The “#1 Best Seller” badge is displayed only when the book is #1 in the category. It’s hard to maintain first place in the category for a long time, but luckily my book stays on “Best Sellers” page in both of my categories since it was launched.

When your content is pirated

Here are three cases of how my book was pirated:

  • Reddit — someone on Reddit asked if anyone had a PDF of my book and another person posted a link to a copy of my book on their Google Drive. Unfortunately this thread was on the front page of google search results for the name of my book, something I didn’t know about for about 4 months 😢 Luckily I’m not the first person who’s copyright is violated via Google Drive, so Google has a dedicated DMCA-form for copyright-owners whose content was illegally spread via Drive. It took just a day or two to remove the content.
  • Scribd — I was a Scribd paying customer myself and when I searched for my book there I, unfortunately, found it. Someone uploaded a PDF version of it and made it public. It had 800+ reads by the time I filed a DMCA-request on their website which took a couple of days to take action.
  • People sharing the book privately with their colleagues/friends (which violates the license). There is not much that could be done in this case. A week ago a reader asked for a refund because she found the book in her company’s digital library, even though this company never bought it from me 😊

My lesson is to look for pirated sources more often, so I can remove them quickly.

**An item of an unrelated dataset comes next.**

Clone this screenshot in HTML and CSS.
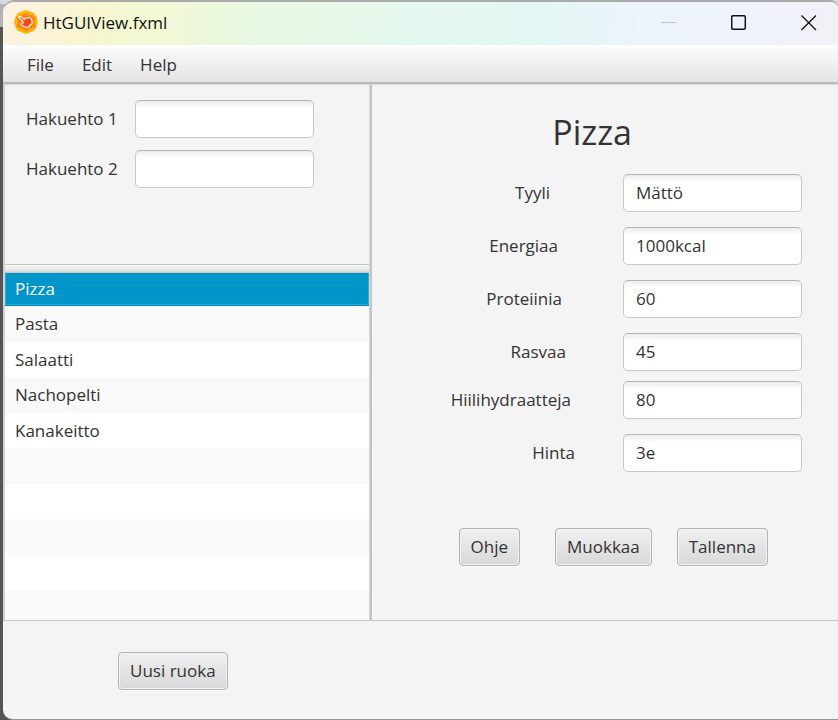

Self-publishing a book takes twice longer than authors expect

Many articles I read about self-publishing said that it takes twice longer to self publish than what you would normally plan. Even though I’m proud of it, it took me just 4.5 months from the first line written to the launch; it was very true in my case.

Only half of that time was spent on writing, the rest is editing, building the website, figuring out Amazon and payments, etc.

Here is the full timeline:

  • 3 month — writing
  • 3 weeks — editing
  • 1 week — editing, second round
  • 2 weeks — formatting, launch preparations, bureaucracy, waiting for Amazon to deliver the proofread.